Individual instances occur in which some of the worst features of these customs are modified. A case in point is that of the late Mr. Fukuzawa, a man whose life was devoted to the advancement of his countrymen in modern ways, and who in his death continued his teaching. In his will he provided that his body was to be buried, without washing, in the clothing in which he died. This provision would seem in most countries to be mere eccentricity, but when one has seen or heard of the gruesome ceremony that follows immediately after death, and the burden of which falls, not on the old and hardened, but on the young and tender, suffering, in many cases, under the weight of a first and crushing affliction, one can see that only through such means as this can the burden ever be lifted from the shoulders of those who mourn. There are young and enlightened mothers in Japan to-day who have felt, in minds awakened to thought and action, the horrors of the system, and who will not allow their children to suffer for them what they have suffered in paying respect to their dead parents. Through this growing feeling and the unselfishness of maternal affection may come in time the release from these mournful ceremonies.

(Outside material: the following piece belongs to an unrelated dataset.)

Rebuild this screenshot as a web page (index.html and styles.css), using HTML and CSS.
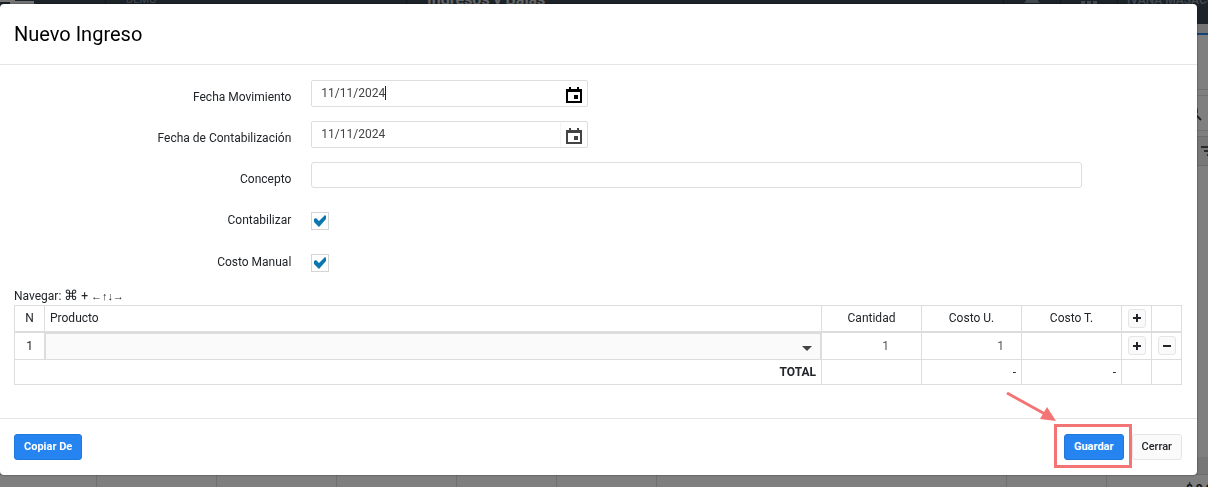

While the body remains in the house, a priest comes from time to time to offer prayers, longer or shorter according to the wealth of the family employing him; and when the funeral cortège sets out on its way to the cemetery, the priests in their professional robes form an imposing part of the spectacle. The day of the burial is selected with due respect to the calendar, for, though there may be little good luck about a funeral, there is a chance of extremely bad luck growing out of it unless every precaution is taken. Just before the procession starts, a religious ceremony is held at the house, which is attended by the friends of the deceased, and which is substantially the same as that performed at the cemetery. On the day of the burial, great bunches of natural flowers are sent to the dead, each bunch so large as to require the services of one man to carry it. Sometimes with the gift a man is sent to take part in the procession, but if the giver feels too poor to hire a man, this burden, too, falls upon the bereaved household, for etiquette requires that all flowers sent be borne to the grave by uniformed coolies, who march in the funeral train. Another favorite present at this time, among Buddhists, is a cage of living birds, to be borne to the grave and released thereon. This act of mercy is counted to the deceased for righteousness, and is believed to aid in rendering his next incarnation a happy one.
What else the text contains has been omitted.